Methodological Implications
The Affective Turn demands innovative research methods that are sensitive to the non-representational, the atmospheric, and the emergent. This moves beyond conventional qualitative methods that are focused on language, representation, and individual subjectivity, often inadequate for capturing the elusive, distributed, and pre-personal nature of affect and heavily reliant upon interviews or textual analysis. It suggests a methodology of attunement, where the researcher’s own body and affective responses are understood as resonant instruments for registering the intensities of a research site. This becomes actualized through affective methods that prioritize adaptation, experimentation, and the tracing of affective flows and atmospheres. Data may include field notes on bodily sensation, descriptions of space and atmosphere, digital traces, and the researcher’s own affective responses. Writing itself becomes a method for evoking and transmitting affect, rather than merely representing it (Hickey-Moody, 2013; Stewart, 2007). This might involve ethnographic descriptions of the “feel” of a space, experimental writing that seeks to evoke affective atmospheres, or attention to the rhythms, pauses, and energies of an encounter. The boundary between researcher and researched becomes porous, and the research process itself is understood as an affective event. This demands a reflexive, situated, and experimental approach to inquiry, one that is open to surprise and transformation.
Example from the Field
In the context of AI-entangled pedagogy, an instructor’s sense of unease or excitement when introducing LLMs into the classroom is not simply a private emotion but an affective event. This event emerges from the entanglement of institutional anxieties, media narratives, student expectations, and the material presence of AI technologies. The “atmosphere” of a faculty meeting on AI, the “stickiness” of terms like “plagiarism” or “authenticity,” and the bodily sensations of anticipation or dread are all sites where affective forces are at work, shaping what becomes possible in teaching and learning.
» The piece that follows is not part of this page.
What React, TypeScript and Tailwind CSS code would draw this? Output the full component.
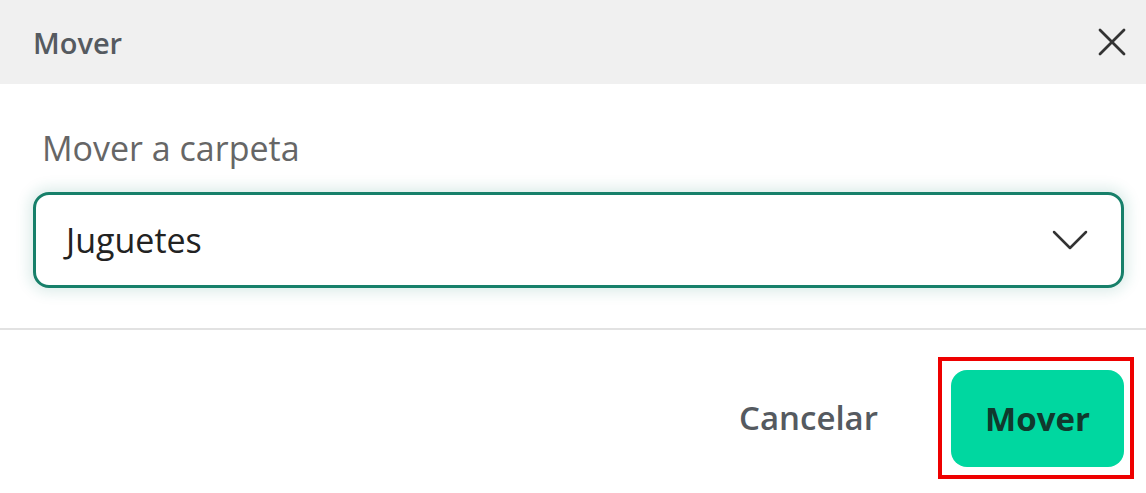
import React from 'react';
import { X } from 'lucide-react';

const App: React.FC = () => {
  return (
    <div className="w-[1146px] h-[493px] bg-white overflow-hidden font-['Open_Sans',sans-serif]">
      {/* Header */}
      <div className="h-[84px] bg-[#f0f0f0] flex items-center justify-between pl-[33px] pr-[10px]">
        <h1 className="text-[29px] font-semibold text-[#555a60] leading-none">Mover</h1>
        <X size={48} strokeWidth={1.4} className="text-[#333]" />
      </div>

      {/* Body */}
      <div className="pl-[33px] pr-[22px] pt-[44px] pb-[40px] border-b-2 border-[#e2e2e2]">
        <label className="block pl-[9px] text-[34px] leading-[40px] text-[#666]">Mover a carpeta</label>
        <div className="mt-[24px] h-[96px] rounded-[16px] border-[3px] border-[#17806a] shadow-[0_0_14px_4px_rgba(23,128,106,0.15)] flex items-center justify-between pl-[30px] pr-[33px]">
          <span className="text-[34px] text-[#222]">Juguetes</span>
          <svg width="36" height="20" viewBox="0 0 36 20" fill="none" stroke="#333" strokeWidth="2.5" strokeLinecap="round" strokeLinejoin="round">
            <polyline points="2,2 18,18 34,2" />
          </svg>
        </div>
      </div>

      {/* Footer */}
      <div className="flex items-center justify-end pr-[12px] pt-[27px] gap-[60px]">
        <button className="text-[33px] font-semibold text-[#555a60]">Cancelar</button>
        <div className="border-[4px] border-[#ee0000] pl-[9px] pr-[6px] pt-[9px] pb-[8px]">
          <button className="w-[173px] h-[97px] rounded-[16px] bg-[#00d7a0] text-[33px] font-bold text-[#10392d]">
            Mover
          </button>
        </div>
      </div>
    </div>
  );
};

export default App;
Critiques and Productive Tensions
The affective turn has been critiqued for its political ambiguity and potential to depoliticize analysis by focusing on amorphous flows of intensity at the expense of structural power and social justice (Leys, 2011). Some scholars argue that the emphasis on pre-personal, nonhuman, and transindividual affect can obscure the role of social difference, intersectionality, and human agency (Weiss, 2008; Hayles, 1999). The conceptual vagueness of “affect” and the methodological challenges of studying pre-cognitive forces have also been noted as limitations, prompting ongoing debates about the scope, rigor, and political stakes of affect theory.
Scholars such as Hemmings (2005) and Ahmed (2014) have cautioned against a tendency to treat affect as a universal, pre-social, or politically innocent force. Such an approach risks erasing the ways in which affect is always already shaped by histories of power, discourse, and social difference. The critique highlights the danger of a depoliticized analysis if affect is abstracted from the specific material and historical conditions of its emergence. These critiques do not invalidate the turn but rather introduce a productive tension, underscoring the importance of situating any affective inquiry within specific assemblages and remaining attentive to the complex entanglement of affect with discourse, materiality, and power.